Something about this story still doesn't hang together. It seems to me that if the Queen and her son and heir ever have chats together, they would have certainly gotten around to the potential consequences of the Burrell case before it was too late. If you look at photographs of the Queen, Prince Philip, and Prince Charles in the back of their Bentley on their way to the Bali memorial service, they appear to be three of the unhappiest people imaginable, none of them talking, all of them in their private worlds of troubled thoughts. If we are to believe what they tell us, that the Queen finally told Charles about her meeting with Burrell five years earlier, then must not Charles have made known to his mother the existence of the rape tape, and isn't that why they went into action?
If the Burrell case did nothing else, it probably ended the fantasy held by Mohamed Al Fayed, the controversial owner of Harrods, that his son, Dodi, and Princess Diana were one of the world's great love stories. Diana's relationship with Dodi lasted only six weeks, and they spent a grand total of 32 days together. She told Burrell that she thought he had a cocaine problem, because he went to the bathroom so often and always locked the door. As I was leaving London, Mohamed Al Fayed threatened to sue Burrell for saying that Dodi was a cocaine addict, but I would bet that he will not pursue such a suit. Far more interesting was Burrell's revelation in The Mirror that the Queen had told him, "No one, Paul, has been as close to a member of my family as you have. There are powers at work in this country which we have no knowledge about." We have only Burrell's word that the Queen made the statement, but Mohamed Al Fayed has pounced on it. He has often said that Diana and Dodi were assassinated, and has accused Prince Philip of being the principal figure behind their deaths. He recently went on television to say that the Queen's statement bolstered his belief that Diana and Dodi were murdered in the tunnel in Paris.
As I write this in my New York apartment, Paul Burrell is also in Manhattan, being famous and lining up a fortune.
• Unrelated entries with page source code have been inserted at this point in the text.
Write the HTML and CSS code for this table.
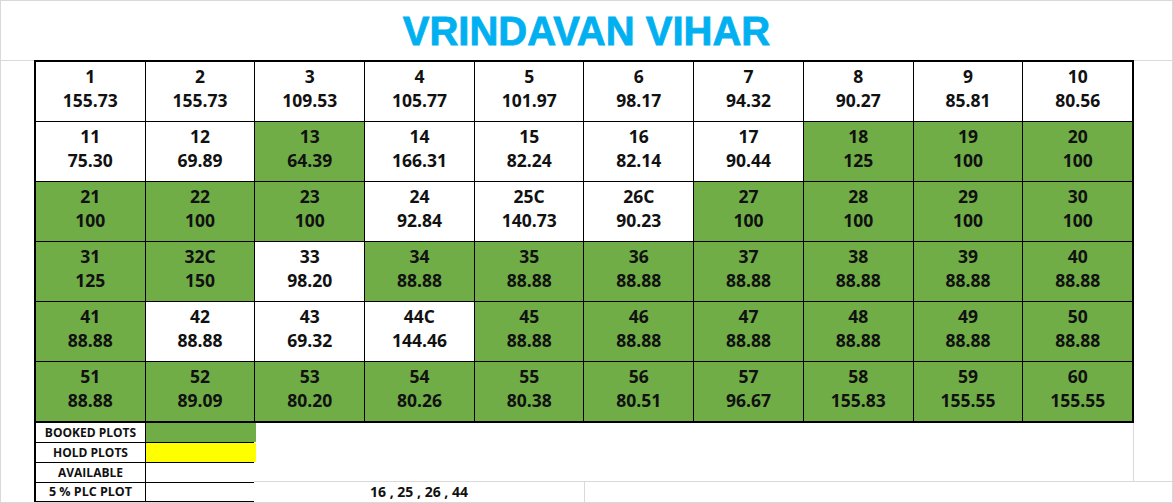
FILE: index.html
```html
<!DOCTYPE html>
<html lang="en">
<head>
<meta charset="utf-8">
<title>Vrindavan Vihar</title>
<link rel="stylesheet" href="styles.css">
</head>
<body>
<div class="sheet">
  <header class="title">VRINDAVAN VIHAR</header>

  <section class="middle">
    <div class="gutter-left"></div>
    <div class="plots">
      <div class="cell"><span>1</span><span>155.73</span></div>
      <div class="cell"><span>2</span><span>155.73</span></div>
      <div class="cell"><span>3</span><span>109.53</span></div>
      <div class="cell"><span>4</span><span>105.77</span></div>
      <div class="cell"><span>5</span><span>101.97</span></div>
      <div class="cell"><span>6</span><span>98.17</span></div>
      <div class="cell"><span>7</span><span>94.32</span></div>
      <div class="cell"><span>8</span><span>90.27</span></div>
      <div class="cell"><span>9</span><span>85.81</span></div>
      <div class="cell"><span>10</span><span>80.56</span></div>

      <div class="cell"><span>11</span><span>75.30</span></div>
      <div class="cell"><span>12</span><span>69.89</span></div>
      <div class="cell booked"><span>13</span><span>64.39</span></div>
      <div class="cell"><span>14</span><span>166.31</span></div>
      <div class="cell"><span>15</span><span>82.24</span></div>
      <div class="cell"><span>16</span><span>82.14</span></div>
      <div class="cell"><span>17</span><span>90.44</span></div>
      <div class="cell booked"><span>18</span><span>125</span></div>
      <div class="cell booked"><span>19</span><span>100</span></div>
      <div class="cell booked"><span>20</span><span>100</span></div>

      <div class="cell booked"><span>21</span><span>100</span></div>
      <div class="cell booked"><span>22</span><span>100</span></div>
      <div class="cell booked"><span>23</span><span>100</span></div>
      <div class="cell"><span>24</span><span>92.84</span></div>
      <div class="cell"><span>25C</span><span>140.73</span></div>
      <div class="cell"><span>26C</span><span>90.23</span></div>
      <div class="cell booked"><span>27</span><span>100</span></div>
      <div class="cell booked"><span>28</span><span>100</span></div>
      <div class="cell booked"><span>29</span><span>100</span></div>
      <div class="cell booked"><span>30</span><span>100</span></div>

      <div class="cell booked"><span>31</span><span>125</span></div>
      <div class="cell booked"><span>32C</span><span>150</span></div>
      <div class="cell"><span>33</span><span>98.20</span></div>
      <div class="cell booked"><span>34</span><span>88.88</span></div>
      <div class="cell booked"><span>35</span><span>88.88</span></div>
      <div class="cell booked"><span>36</span><span>88.88</span></div>
      <div class="cell booked"><span>37</span><span>88.88</span></div>
      <div class="cell booked"><span>38</span><span>88.88</span></div>
      <div class="cell booked"><span>39</span><span>88.88</span></div>
      <div class="cell booked"><span>40</span><span>88.88</span></div>

      <div class="cell booked"><span>41</span><span>88.88</span></div>
      <div class="cell"><span>42</span><span>88.88</span></div>
      <div class="cell"><span>43</span><span>69.32</span></div>
      <div class="cell"><span>44C</span><span>144.46</span></div>
      <div class="cell booked"><span>45</span><span>88.88</span></div>
      <div class="cell booked"><span>46</span><span>88.88</span></div>
      <div class="cell booked"><span>47</span><span>88.88</span></div>
      <div class="cell booked"><span>48</span><span>88.88</span></div>
      <div class="cell booked"><span>49</span><span>88.88</span></div>
      <div class="cell booked"><span>50</span><span>88.88</span></div>

      <div class="cell booked"><span>51</span><span>88.88</span></div>
      <div class="cell booked"><span>52</span><span>89.09</span></div>
      <div class="cell booked"><span>53</span><span>80.20</span></div>
      <div class="cell booked"><span>54</span><span>80.26</span></div>
      <div class="cell booked"><span>55</span><span>80.38</span></div>
      <div class="cell booked"><span>56</span><span>80.51</span></div>
      <div class="cell booked"><span>57</span><span>96.67</span></div>
      <div class="cell booked"><span>58</span><span>155.83</span></div>
      <div class="cell booked"><span>59</span><span>155.55</span></div>
      <div class="cell booked"><span>60</span><span>155.55</span></div>
    </div>
    <div class="gutter-right"></div>
  </section>

  <section class="lower">
    <div class="gutter-left-low"></div>
    <div class="legend">
      <div class="lg-label">BOOKED PLOTS</div><div class="lg-swatch booked"></div>
      <div class="lg-label">HOLD PLOTS</div><div class="lg-swatch hold"></div>
      <div class="lg-label">AVAILABLE</div><div class="lg-swatch"></div>
      <div class="lg-label lg-plc">5 % PLC PLOT</div><div class="lg-swatch"></div>
    </div>
    <div class="rest">
      <div class="rest-top"><div class="rest-box"></div></div>
      <div class="rest-bottom"><div class="plc-list">16 , 25 , 26 , 44</div></div>
    </div>
  </section>
</div>
</body>
</html>
```

FILE: styles.css
```css
* {
  box-sizing: border-box;
}

html, body {
  margin: 0;
  padding: 0;
  background: #ffffff;
}

.sheet {
  width: 1173px;
  height: 503px;
  border: 1px solid #d9d9d9;
  overflow: hidden;
  display: flex;
  flex-direction: column;
  font-family: "Open Sans", "Liberation Sans", sans-serif;
  color: #111;
}

.title {
  height: 59px;
  flex: none;
  display: flex;
  align-items: center;
  justify-content: center;
  font-family: "Liberation Sans", Arial, sans-serif;
  font-weight: 700;
  font-size: 40px;
  color: #00b0f0;
  -webkit-text-stroke: 0.8px #00b0f0;
  padding-top: 1px;
}

.middle {
  display: flex;
  flex: none;
}

.gutter-left {
  width: 33px;
  flex: none;
  border-top: 1px solid #d9d9d9;
}

.gutter-right {
  flex: 1;
  border-top: 1px solid #d9d9d9;
}

.plots {
  width: 1100px;
  flex: none;
  display: grid;
  grid-template-columns: repeat(10, 1fr);
  grid-template-rows: repeat(6, 59px);
  gap: 1px;
  background: #000;
  border: 2px solid #000;
}

.cell {
  background: #fff;
  display: flex;
  flex-direction: column;
  align-items: center;
  padding-top: 2px;
  font-weight: 700;
  font-size: 17.5px;
  line-height: 24px;
}

.booked {
  background: #70ad47;
}

.hold {
  background: #ffff00;
}

.lower {
  display: flex;
  flex: 1;
}

.gutter-left-low {
  width: 33px;
  flex: none;
}

.legend {
  width: 220px;
  flex: none;
  display: grid;
  grid-template-columns: 109px 110px;
  grid-template-rows: 19px 19px 19px 18px;
  gap: 1px;
  background: #000;
  border-left: 2px solid #000;
  border-right: 1px solid #000;
  border-bottom: 1px solid #000;
  align-self: flex-start;
}

.lg-label {
  background: #fff;
  font-weight: 700;
  font-size: 12px;
  line-height: 19px;
  text-align: center;
  white-space: nowrap;
}

.lg-plc {
  font-size: 12.5px;
  line-height: 18px;
}

.lg-swatch {
  background: #fff;
}

.lg-swatch.booked {
  background: #70ad47;
}

.lg-swatch.hold {
  background: #ffff00;
}

.rest {
  flex: 1;
  display: flex;
  flex-direction: column;
}

.rest-top {
  height: 59px;
  border-bottom: 1px solid #d9d9d9;
  display: flex;
}

.rest-box {
  width: 880px;
  border-right: 1px solid #d9d9d9;
}

.rest-bottom {
  flex: 1;
  display: flex;
}

.plc-list {
  width: 331px;
  border-right: 1px solid #d9d9d9;
  font-weight: 700;
  font-size: 14px;
  line-height: 19px;
  text-align: center;
}
```
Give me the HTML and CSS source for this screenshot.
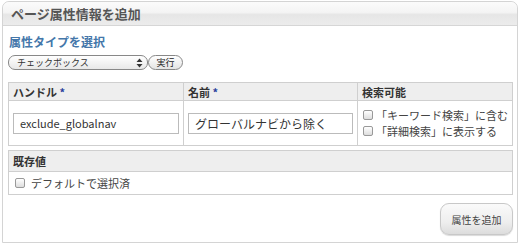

He is here with his wife and two sons, who used to be playmates of Prince William and Prince Harry's, when their father was Princess Diana's butler and their mother was her dresser. The press is following them everywhere, even as the English papers are circulating backstairs gossip of a prurient nature, most of it gay. Burrell himself is not exempt. His wife says she knew everything when she married him. I tried to call Burrell at the Millennium hotel, where he is staying, but the operator said no person was registered there under that name. Then I watched him on television, surrounded by cameras, walking on the street and making a statement but refusing to answer questions. He did say that he was shocked by the falsehoods that were being said about him, especially by people who used to be his friends in the media. His eyes looked dead to me. It seemed as if he was beginning to understand the consequences of selling your soul for money.